From Garmisch to Mittenwald, between gorges, Dolomite scenery and postcard-worthy lakes.
12:00 h


Two days of hiking, over 32km and 2000 meters of elevation gain to explore the valleys south of Garmisch, shrouded in coniferous forests. It's a straight-line route from Garmisch to Mittenwald — from there, you return to Garmisch by train.

First day: from Garmisch-Partenkirchen to Meilerhütte.

We start from the Garmisch-Partenkirchen train station (approximately 700m) — it's ideal to arrive by train for those living in Munich or nearby. If coming by car, it might be better to park at the Olympia Skistadion.
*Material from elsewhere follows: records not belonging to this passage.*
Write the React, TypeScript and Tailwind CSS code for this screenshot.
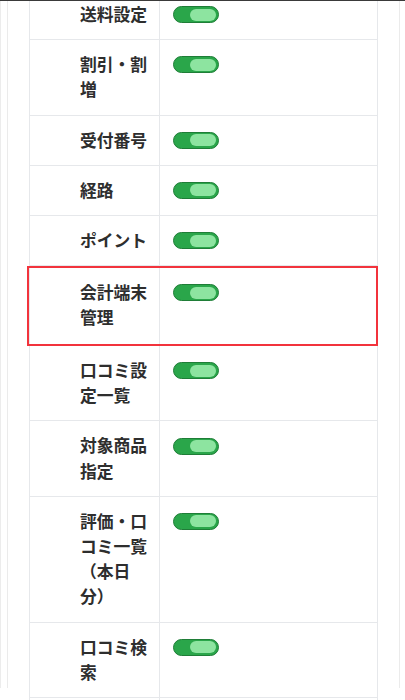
import React from "react";

type Row = { label: string; highlight?: boolean };

const rows: Row[] = [
  { label: "送料設定" },
  { label: "割引・割増" },
  { label: "受付番号" },
  { label: "経路" },
  { label: "ポイント" },
  { label: "会計端末管理", highlight: true },
  { label: "口コミ設定一覧" },
  { label: "対象商品指定" },
  { label: "評価・口コミ一覧（本日分）" },
  { label: "口コミ検索" },
  { label: "" },
];

function Toggle() {
  return (
    <div className="flex h-[25.2px] items-center">
      <div className="flex h-[17px] w-[46px] items-center justify-end rounded-full border border-[#1f7d37] bg-[#2aa64a] pr-[2px]">
        <div className="h-[12px] w-[26px] rounded-full bg-[#8de4a0]" />
      </div>
    </div>
  );
}

export default function App() {
  return (
    <div className="h-[700px] overflow-hidden border-t border-[#3a3a3a] bg-white font-['Noto_Sans_CJK_JP','Noto_Sans',sans-serif]">
      <div className="h-full border-l border-[#ececec] pl-[6px]">
        <div className="mr-[5px] h-full border-x border-[#ebebeb] px-[21px]">
          <div className="-mt-[12px] border-x border-t border-[#e6e8eb]">
            {rows.map((r, i) => (
              <div
                key={i}
                className={
                  r.highlight
                    ? "relative flex border-b border-[#e6e8eb]"
                    : "flex border-b border-[#e6e8eb]"
                }
              >
                <div
                  className={
                    r.highlight
                      ? "w-[130px] shrink-0 border-r border-[#e6e8eb] pb-[14.4px] pl-[50px] pr-[8px] pt-[14px] text-[16.8px] font-bold leading-[25.2px] text-[#2e2e2e]"
                      : "min-h-[49.2px] w-[130px] shrink-0 border-r border-[#e6e8eb] py-[12px] pl-[50px] pr-[8px] text-[16.8px] font-bold leading-[25.2px] text-[#2e2e2e]"
                  }
                >
                  {r.label}
                </div>
                <div
                  className={
                    r.highlight
                      ? "flex-1 pl-[13px] pt-[14px]"
                      : "flex-1 pl-[13px] pt-[12px]"
                  }
                >
                  {r.label && <Toggle />}
                </div>
                {r.highlight && (
                  <div className="pointer-events-none absolute -bottom-[1px] -left-[3px] -right-[1px] top-0 border-2 border-[#f2333c]" />
                )}
              </div>
            ))}
          </div>
        </div>
      </div>
    </div>
  );
}
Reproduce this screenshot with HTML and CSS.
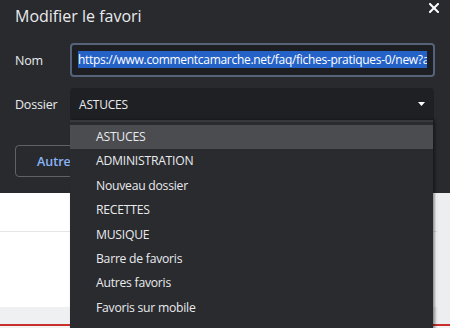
FILE: index.html
```html
<!DOCTYPE html>
<html lang="fr">
<head>
<meta charset="utf-8">
<title>Modifier le favori</title>
<link rel="stylesheet" href="styles.css">
</head>
<body>
<div class="screen">
  <section class="dialog">
    <header class="dialog-head">
      <h1 class="title">Modifier le favori</h1>
      <button class="close" aria-label="Fermer">
        <svg width="10" height="10" viewBox="0 0 10 10"><path d="M1 1L9 9M9 1L1 9" stroke="#ffffff" stroke-width="2" stroke-linecap="square" fill="none"/></svg>
      </button>
    </header>
    <div class="form">
      <span class="label">Nom</span>
      <div class="input"><span class="input-text"><span class="selection">https://www.commentcamarche.net/faq/fiches-pratiques-0/new?a</span></span></div>
      <span class="label">Dossier</span>
      <div class="select">
        <span class="select-text">ASTUCES</span>
        <svg class="arrow" width="7" height="4" viewBox="0 0 7 4"><path d="M0 0H7L3.5 4Z" fill="#ffffff"/></svg>
      </div>
    </div>
    <div class="actions">
      <button class="btn">Autres...</button>
    </div>
  </section>
  <main class="page">
    <div class="page-body">
      <div class="content">
        <div class="rule"></div>
        <div class="band"></div>
      </div>
      <div class="scrollbar"></div>
    </div>
    <div class="redline"></div>
    <div class="foot"></div>
  </main>
  <ul class="dropdown">
    <li class="item active">ASTUCES</li>
    <li class="item">ADMINISTRATION</li>
    <li class="item">Nouveau dossier</li>
    <li class="item">RECETTES</li>
    <li class="item">MUSIQUE</li>
    <li class="item">Barre de favoris</li>
    <li class="item">Autres favoris</li>
    <li class="item">Favoris sur mobile</li>
  </ul>
</div>
</body>
</html>
```

FILE: styles.css
```css
* { box-sizing: border-box; }
html, body { margin: 0; padding: 0; }
body {
  width: 450px;
  height: 328px;
  overflow: hidden;
  background: #ffffff;
  font-family: "Open Sans", "Noto Sans", sans-serif;
}
.screen {
  position: relative;
  width: 450px;
  height: 328px;
  display: flex;
  flex-direction: column;
}
.dialog {
  height: 193px;
  background: #292a2d;
  padding: 0 11px 0 15px;
  color: #e8eaed;
}
.dialog-head {
  display: flex;
  justify-content: space-between;
  align-items: flex-start;
  padding-top: 4px;
}
.title {
  margin: 0;
  font-size: 16px;
  font-weight: 400;
  line-height: 24px;
  color: #e8eaed;
}
.close {
  margin-top: -1px;
  padding: 0;
  border: 0;
  background: none;
  width: 10px;
  height: 10px;
  display: block;
}
.close svg { display: block; }
.form {
  margin-top: 15px;
  display: grid;
  grid-template-columns: 55px 365px;
  grid-template-rows: 34px 32px;
  row-gap: 11px;
  align-items: center;
}
.label {
  font-size: 12.5px;
  letter-spacing: -0.2px;
  color: #e8eaed;
}
.input {
  height: 34px;
  border: 2px solid #56627a;
  border-radius: 4px;
  background: #1e1f22;
  padding: 0 6px;
  display: flex;
  align-items: center;
  overflow: hidden;
}
.input-text {
  white-space: nowrap;
  overflow: hidden;
  display: block;
  font-size: 12px;
  letter-spacing: -0.3px;
  line-height: 18px;
}
.selection {
  background: #2562c8;
  color: #ffffff;
}
.select {
  width: 364px;
  height: 32px;
  background: #1f2023;
  border-radius: 4px 4px 0 0;
  padding: 0 9px;
  display: flex;
  align-items: center;
  justify-content: space-between;
}
.select-text {
  font-size: 12px;
  letter-spacing: -0.2px;
  color: #e8eaed;
}
.arrow { display: block; }
.actions {
  margin-top: 25px;
  display: flex;
}
.btn {
  height: 32px;
  width: 100px;
  border: 1px solid #5f6368;
  border-radius: 4px;
  background: transparent;
  color: #8ab4f8;
  font-family: inherit;
  font-size: 12.5px;
  font-weight: 600;
  text-align: left;
  padding: 0 0 0 21px;
}
.page {
  flex: 1;
  display: flex;
  flex-direction: column;
}
.page-body {
  flex: 1;
  display: flex;
}
.content {
  flex: 1;
  display: flex;
  flex-direction: column;
  background: #ffffff;
}
.rule {
  margin-top: 38px;
  height: 1px;
  background: #e6e6e6;
}
.band {
  margin-top: auto;
  height: 17px;
  background: #eef0f2;
}
.scrollbar {
  width: 13px;
  background: #eceef0;
}
.redline {
  height: 2px;
  background: #c9302c;
}
.foot {
  height: 2px;
  background: #f2f2f2;
}
.dropdown {
  position: absolute;
  left: 70px;
  top: 120px;
  width: 363px;
  bottom: -10px;
  margin: 0;
  padding: 3px 0 0;
  list-style: none;
  background: #2a2b2f;
  border-top: 2px solid #38393d;
  box-shadow: 2px 0 3px rgba(0, 0, 0, 0.45);
}
.item {
  height: 24.4px;
  line-height: 24.4px;
  padding-left: 26px;
  font-size: 12.2px;
  letter-spacing: -0.25px;
  color: #e8eaed;
}
.item.active {
  background: #4b4c50;
}
```
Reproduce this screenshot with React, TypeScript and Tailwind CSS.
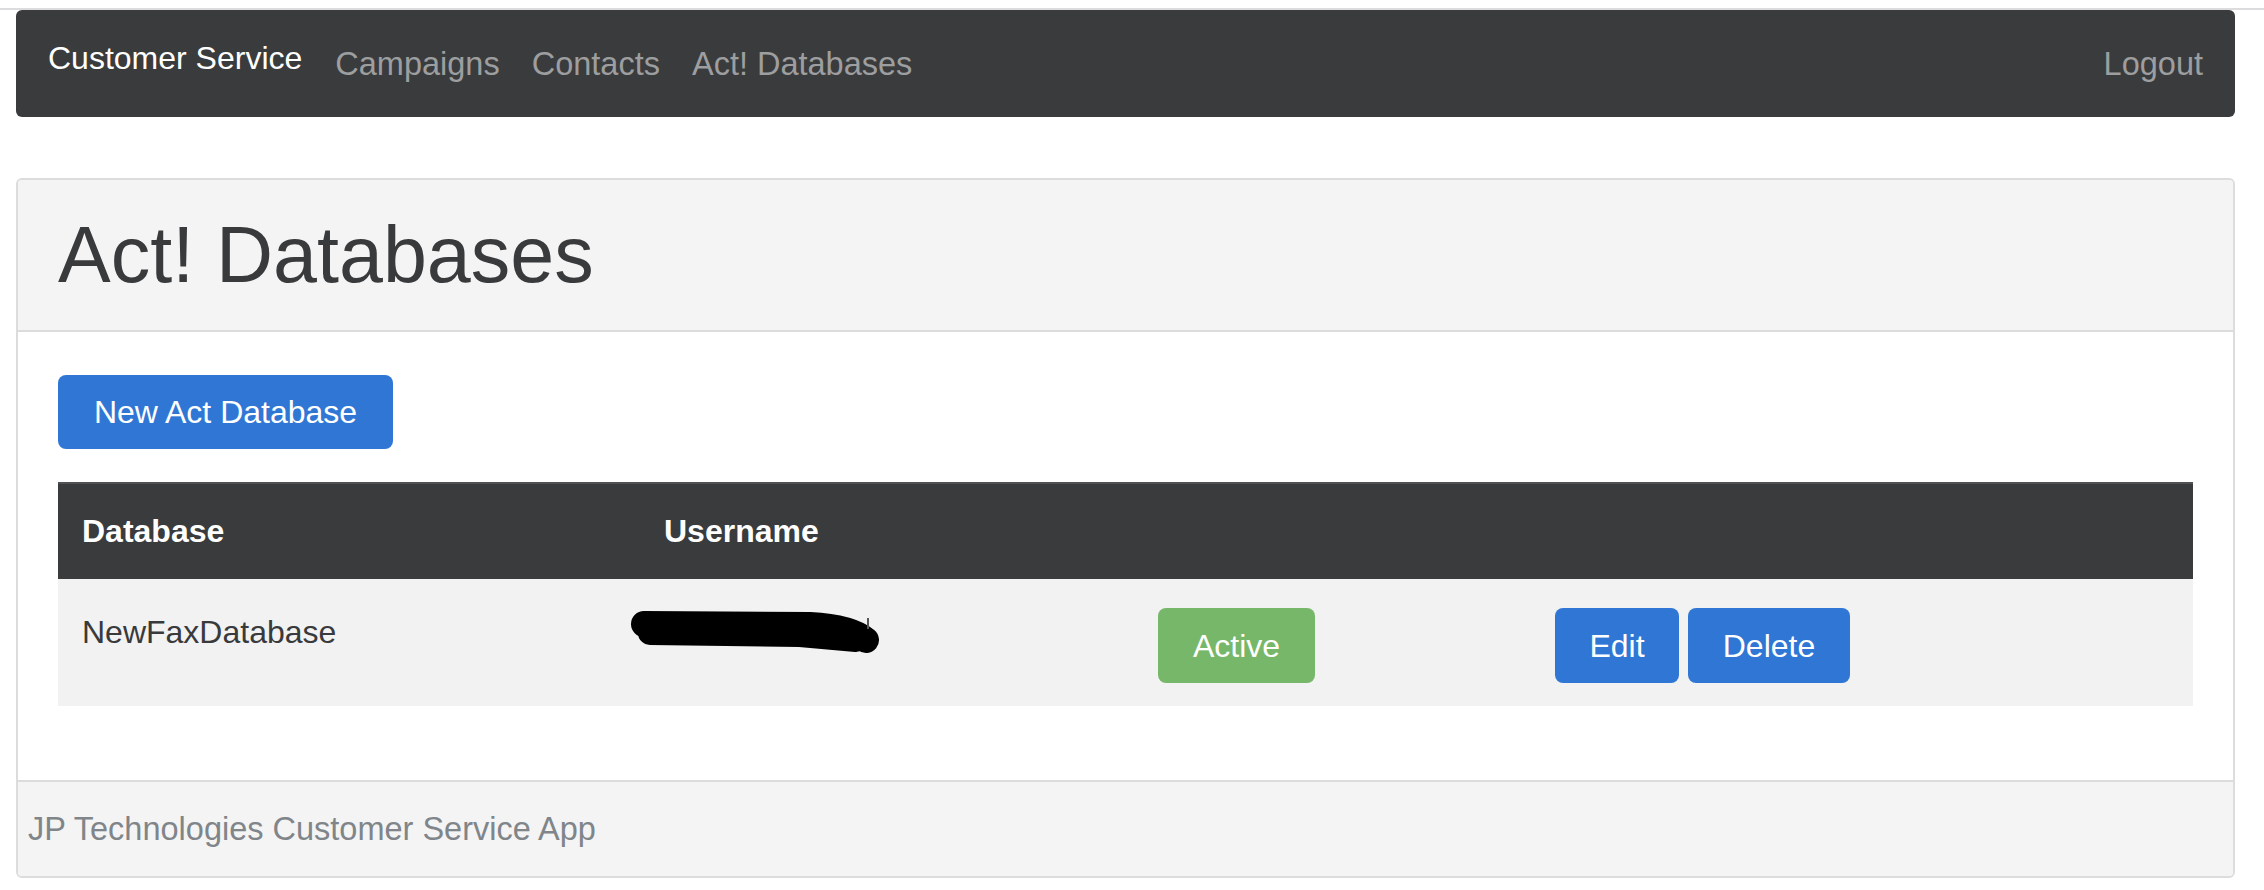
import React from "react";

const navLinks = ["Campaigns", "Contacts", "Act! Databases"];

function Redaction() {
  // the black marker stroke hiding the username
  return (
    <svg width="252" height="46" viewBox="0 0 252 46" className="-ml-[34px] mt-[3px] block">
      <path d="M14 13 L180 14 Q220 16 236 29" stroke="#000" strokeWidth="26" strokeLinecap="round" fill="none" />
      <path d="M20 22 L170 24 L226 29" stroke="#000" strokeWidth="24" strokeLinecap="round" fill="none" />
      <rect x="237" y="7" width="2" height="11" fill="#555" />
    </svg>
  );
}

export default function App() {
  return (
    <div className="min-h-screen bg-white pt-[8px] font-['Liberation_Sans',Arial,sans-serif] text-[#393a3c]">
      <div className="h-[2px] bg-[#dcdcdf]" />

      <div className="px-[16px] pr-[29px]">
        {/* navbar */}
        <nav className="flex h-[107px] items-center rounded-[6px] bg-[#3a3b3d] px-[32px]">
          <span className="mb-[12px] mr-[17px] text-[32px] leading-[48px] text-white">Customer Service</span>
          {navLinks.map((l) => (
            <a key={l} className="px-[16px] text-[32.5px] leading-[48px] text-[#9d9e9f]">
              {l}
            </a>
          ))}
          <a className="ml-auto text-[32.5px] leading-[48px] text-[#9d9e9f]">Logout</a>
        </nav>

        {/* card */}
        <div className="mt-[61px] overflow-hidden rounded-[6px] border-2 border-[#dcdcdc]">
          <div className="flex h-[152px] items-center border-b-2 border-[#dcdcdc] bg-[#f4f4f4] px-[40px]">
            <h1 className="text-[79px] leading-[96px] text-[#393a3c]">Act! Databases</h1>
          </div>

          <div className="bg-white px-[40px] pb-[74px] pt-[43px]">
            <button className="h-[74px] w-[335px] rounded-[8px] bg-[#3077d5] text-[32px] text-white">
              New Act Database
            </button>

            <table className="mt-[33px] w-full border-collapse text-[32px]">
              <thead>
                <tr className="border-t-2 border-[#505153] bg-[#3a3b3d] text-white">
                  <th className="w-[582px] px-[24px] pb-[24px] pt-[23px] text-left font-bold leading-[48px]">Database</th>
                  <th className="w-[494px] px-[24px] pb-[24px] pt-[23px] text-left font-bold leading-[48px]">Username</th>
                  <th className="w-[397px] px-[24px]" />
                  <th className="px-[24px]" />
                </tr>
              </thead>
              <tbody>
                <tr className="h-[127px] bg-[#f2f2f2] align-top">
                  <td className="px-[24px] pt-[29px] leading-[48px] text-[#393a3c]">NewFaxDatabase</td>
                  <td className="px-[24px] pt-[29px]">
                    <Redaction />
                  </td>
                  <td className="px-[24px] pt-[29px]">
                    <span className="flex h-[75px] w-[157px] items-center justify-center rounded-[8px] bg-[#77b76a] text-white">
                      Active
                    </span>
                  </td>
                  <td className="px-[24px] pt-[29px]">
                    <div className="flex gap-[9px]">
                      <button className="h-[75px] w-[124px] rounded-[8px] bg-[#3077d5] text-white">Edit</button>
                      <button className="h-[75px] w-[162px] rounded-[8px] bg-[#3077d5] text-white">Delete</button>
                    </div>
                  </td>
                </tr>
              </tbody>
            </table>
          </div>

          <div className="flex h-[96px] items-center border-t-2 border-[#dcdcdc] bg-[#f4f4f4] pl-[10px] text-[32.5px] text-[#80858a]">
            JP Technologies Customer Service App
          </div>
        </div>
      </div>
    </div>
  );
}
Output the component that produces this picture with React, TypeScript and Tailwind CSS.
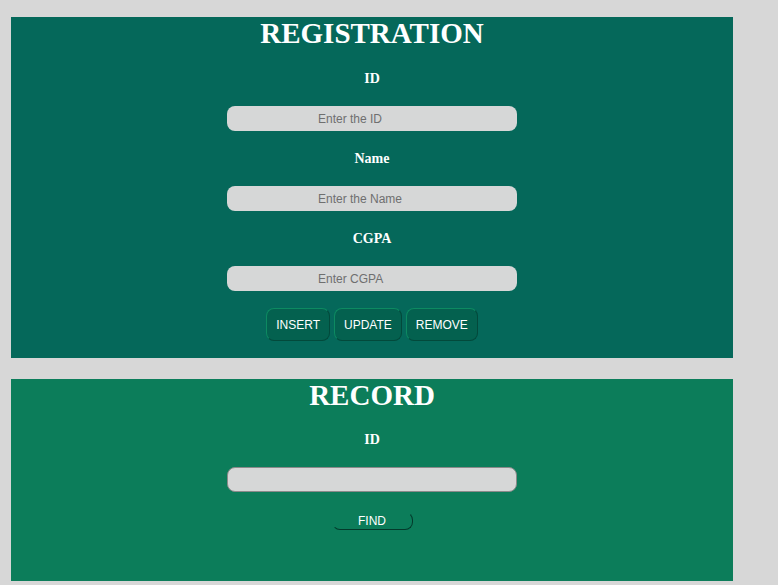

From the Garmisch station, we head out of town in a southeast direction. Outside the town, we walk along a cycle path through lush green meadows dotted with farmhouses.

We first reach the Olympic ski jumping stadium — an imposing neoclassical structure built for the 1936 Winter Olympics (you can recognize the style of those years...). From there, we follow the road to the entrance of the famous Garmisch gorge (Partnachklamm). The quickest way for the hike is through the gorge (entrance fee €6) — if you prefer to avoid it, you can hike up the gorge on the trail to the left of the entrance gate.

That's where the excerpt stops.